Sang-woo complains about the food and demands his grandmother provide him with Kentucky Fried Chicken. She makes a laborious trip to town and brings home a hen, which she kills and boils. Sang-woo screams and rejects the drumstick but at night he eats it in secret. The next morning, his grandmother becomes ill. Sang-woo serves her the remaining chicken while caring for her and replaces the pin in her hair while she sleeps.

One day, Sang-woo gets up early and goes with his grandmother to the market where he sees how hard his grandmother persuades passers-by to buy her vegetables. After a long day at the market, she takes Sang-woo to a shop and buys him noodles and new shoes. When they are about to board the bus home, Sang-woo asks his grandma to buy him a Choco Pie. She trades a melon for several Choco Pies for Sang-woo. However, when they are about to board the bus back to their home, Sang-Woo tells her he wants to ride alone as the girl he likes is also on board. The grandmother tries to get Sang-Woo to take the rest of the produce with him but he refuses. Sang-woo reaches home well before his grandmother and feels remorseful when he realizes that his grandmother has had to walk all the way back from town carrying their purchases.

Sang-woo gradually develops sympathy towards his grandmother and their relationship begins to deepen. As she is unable to read or write, he starts to make some simple greeting cards for her to express his love and gratitude.

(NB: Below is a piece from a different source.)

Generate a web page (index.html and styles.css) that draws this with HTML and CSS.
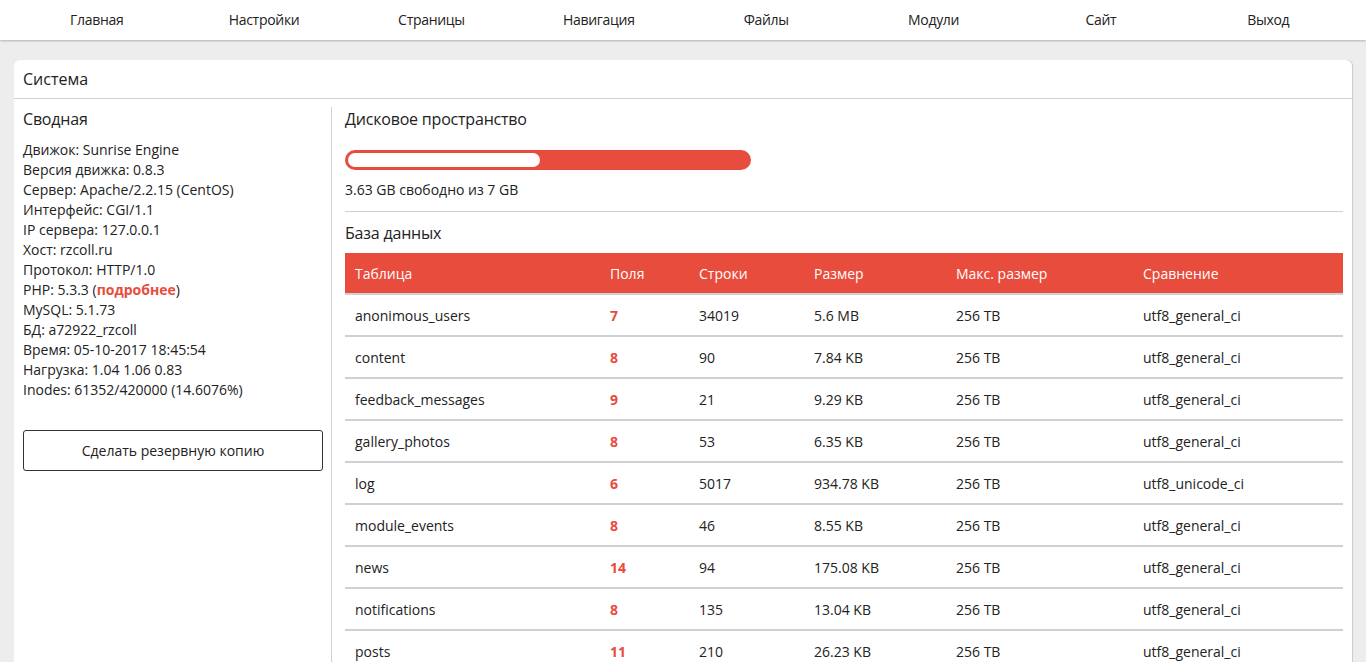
FILE: index.html
```html
<!DOCTYPE html>
<html lang="ru">
<head>
<meta charset="utf-8">
<title>Система</title>
<link rel="stylesheet" href="styles.css">
</head>
<body>
<nav class="topnav">
  <div class="topnav-inner">
    <a class="nav-item">Главная</a>
    <a class="nav-item">Настройки</a>
    <a class="nav-item">Страницы</a>
    <a class="nav-item">Навигация</a>
    <a class="nav-item">Файлы</a>
    <a class="nav-item">Модули</a>
    <a class="nav-item">Сайт</a>
    <a class="nav-item">Выход</a>
  </div>
</nav>
<main class="page">
  <section class="card">
    <header class="card-head">Система</header>
    <div class="card-body">
      <aside class="summary">
        <h2 class="sub-title">Сводная</h2>
        <ul class="info">
          <li>Движок: Sunrise Engine</li>
          <li>Версия движка: 0.8.3</li>
          <li>Сервер: Apache/2.2.15 (CentOS)</li>
          <li>Интерфейс: CGI/1.1</li>
          <li>IP сервера: 127.0.0.1</li>
          <li>Хост: rzcoll.ru</li>
          <li>Протокол: HTTP/1.0</li>
          <li>PHP: 5.3.3 (<a class="more">подробнее</a>)</li>
          <li>MySQL: 5.1.73</li>
          <li>БД: a72922_rzcoll</li>
          <li>Время: 05-10-2017 18:45:54</li>
          <li>Нагрузка: 1.04 1.06 0.83</li>
          <li>Inodes: 61352/420000 (14.6076%)</li>
        </ul>
        <button class="backup">Сделать резервную копию</button>
      </aside>
      <div class="details">
        <h2 class="sub-title">Дисковое пространство</h2>
        <div class="disk-bar"><div class="disk-free" style="width:48%"></div></div>
        <p class="disk-text">3.63 GB свободно из 7 GB</p>
        <hr class="sep">
        <h2 class="sub-title">База данных</h2>
        <table class="db">
          <colgroup>
            <col class="c1"><col class="c2"><col class="c3"><col class="c4"><col class="c5"><col class="c6">
          </colgroup>
          <thead>
            <tr><th>Таблица</th><th>Поля</th><th>Строки</th><th>Размер</th><th>Макс. размер</th><th>Сравнение</th></tr>
          </thead>
          <tbody>
            <tr><td>anonimous_users</td><td class="num">7</td><td>34019</td><td>5.6 MB</td><td>256 TB</td><td>utf8_general_ci</td></tr>
            <tr><td>content</td><td class="num">8</td><td>90</td><td>7.84 KB</td><td>256 TB</td><td>utf8_general_ci</td></tr>
            <tr><td>feedback_messages</td><td class="num">9</td><td>21</td><td>9.29 KB</td><td>256 TB</td><td>utf8_general_ci</td></tr>
            <tr><td>gallery_photos</td><td class="num">8</td><td>53</td><td>6.35 KB</td><td>256 TB</td><td>utf8_general_ci</td></tr>
            <tr><td>log</td><td class="num">6</td><td>5017</td><td>934.78 KB</td><td>256 TB</td><td>utf8_unicode_ci</td></tr>
            <tr><td>module_events</td><td class="num">8</td><td>46</td><td>8.55 KB</td><td>256 TB</td><td>utf8_general_ci</td></tr>
            <tr><td>news</td><td class="num">14</td><td>94</td><td>175.08 KB</td><td>256 TB</td><td>utf8_general_ci</td></tr>
            <tr><td>notifications</td><td class="num">8</td><td>135</td><td>13.04 KB</td><td>256 TB</td><td>utf8_general_ci</td></tr>
            <tr><td>posts</td><td class="num">11</td><td>210</td><td>26.23 KB</td><td>256 TB</td><td>utf8_general_ci</td></tr>
          </tbody>
        </table>
      </div>
    </div>
  </section>
</main>
</body>
</html>
```

FILE: styles.css
```css
* { box-sizing: border-box; }
html, body { margin: 0; padding: 0; }
body {
  background: #ededed;
  font-family: "Open Sans", "Noto Sans", sans-serif;
  font-size: 14px;
  color: #222;
}
.topnav {
  background: #fff;
  height: 40px;
  box-shadow: 0 1px 2px rgba(0,0,0,0.25);
  padding: 0 14px 0 13px;
}
.topnav-inner {
  display: grid;
  grid-template-columns: repeat(8, 1fr);
  height: 39px;
  align-items: center;
}
.nav-item {
  text-align: center;
  font-size: 14px;
  color: #222;
  letter-spacing: -0.3px;
  cursor: pointer;
}
.page {
  padding: 20px 14px 0 14px;
}
.card {
  background: #fff;
  border-radius: 6px 6px 0 0;
  box-shadow: 1px 0 1px rgba(0,0,0,0.15);
  min-height: 600px;
}
.card-head {
  height: 39px;
  line-height: 38px;
  padding: 0 9px;
  font-size: 16px;
  border-bottom: 1px solid #d0d0d0;
}
.card-body {
  display: flex;
  padding-top: 8px;
}
.summary {
  width: 318px;
  flex: none;
  border-right: 1px solid #d0d0d0;
  padding: 2px 9px 0 9px;
  min-height: 560px;
}
.sub-title {
  font-size: 16px;
  font-weight: normal;
  line-height: 20px;
  margin: 0;
  letter-spacing: -0.2px;
}
.info {
  list-style: none;
  margin: 11px 0 0 0;
  padding: 0;
  line-height: 20px;
}
.more {
  color: #e74c3c;
  font-weight: bold;
}
.backup {
  display: block;
  width: 300px;
  height: 41px;
  margin-top: 30px;
  background: #fff;
  border: 1px solid #333;
  border-radius: 3px;
  font-family: inherit;
  font-size: 14px;
  color: #222;
}
.details {
  flex: 1;
  padding: 2px 9px 0 13px;
}
.disk-bar {
  margin-top: 21px;
  width: 406px;
  height: 20px;
  background: #e74c3c;
  border-radius: 10px;
  padding: 3px;
}
.disk-free {
  height: 14px;
  background: #fff;
  border-radius: 7px;
}
.disk-text {
  margin: 10px 0 0 0;
  line-height: 20px;
}
.sep {
  border: 0;
  border-top: 1px solid #d0d0d0;
  margin: 11px 0 11px 0;
}
.db {
  width: 100%;
  margin-top: 10px;
  border-collapse: collapse;
}
.c1 { width: 255px; }
.c2 { width: 89px; }
.c3 { width: 115px; }
.c4 { width: 142px; }
.c5 { width: 187px; }
.db th {
  background: #e74c3c;
  color: #fff;
  font-weight: normal;
  text-align: left;
  height: 41px;
  padding: 0 10px;
  border-bottom: 2px solid #cdd1d5;
}
.db td {
  height: 42px;
  padding: 0 10px;
  border-bottom: 2px solid #cdd1d5;
}
.db td.num {
  color: #e74c3c;
  font-weight: bold;
}
```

His overall attitude improves and he becomes more humble, eventually apologizing to the neighborhood boy and seeking his friendship. Finally Sang-woo's mother returns, and takes him back to Seoul. His depth of feeling for his grandmother is revealed when the bus leaves and he leaps to the back window to wave his tearful farewells. The film closes with the grandmother continuing to live alone in the thatched-roof house but with the letters of love from her grandson.

An ending credit notes that the film is dedicated to all grandmothers around the world.

==Cast==
===Main===
- Kim Eul-boon as Grandmother
- Yoo Seung-ho as Sang-woo

===Supporting===
- Dong Hyo-hee as Sang-woo's mother
- Min Kyung-hyun as Cheol-yi, country boy, neighbor of the grandmother
- Im Eun-kyung as Hae-yeon

==Production==
The film was filmed in and around Jeetongma, North Gyeongsang Province, South Korea.

==Reception==
The film received generally positive reviews from both Western and Korean critics. The review aggregator Rotten Tomatoes reported that 75% of critics gave the film positive reviews, based on 56 reviews, with the website's critics consensus calling it "a simple story told with much warmth and compassion." Steven Rea from the Philadelphia Inquirer gave the film 3.5 stars out of 4 saying that "Jeong-Hyang Lee's film is deceptively simple, deeply satisfying."

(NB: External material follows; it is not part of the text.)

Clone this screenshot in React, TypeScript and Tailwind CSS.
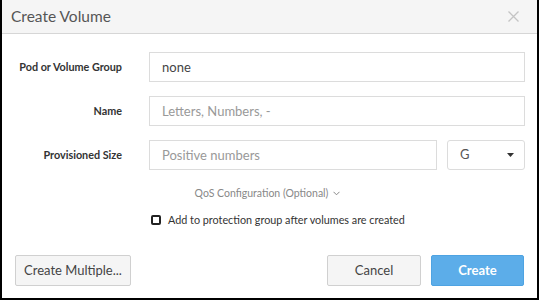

Many critics praised the style of the movie as well as the acting of the inexperienced Kim Eul-boon who at 78, had not only never acted before, but never even seen a film. The film went on to win the Best Film and Best screenplay awards at the Grand Bell Awards, the Oscar's equivalent in South Korea. It was also nominated for Best Asian Film at the 22nd Hong Kong Film Awards, but lost to My Sassy Girl, another South Korean film.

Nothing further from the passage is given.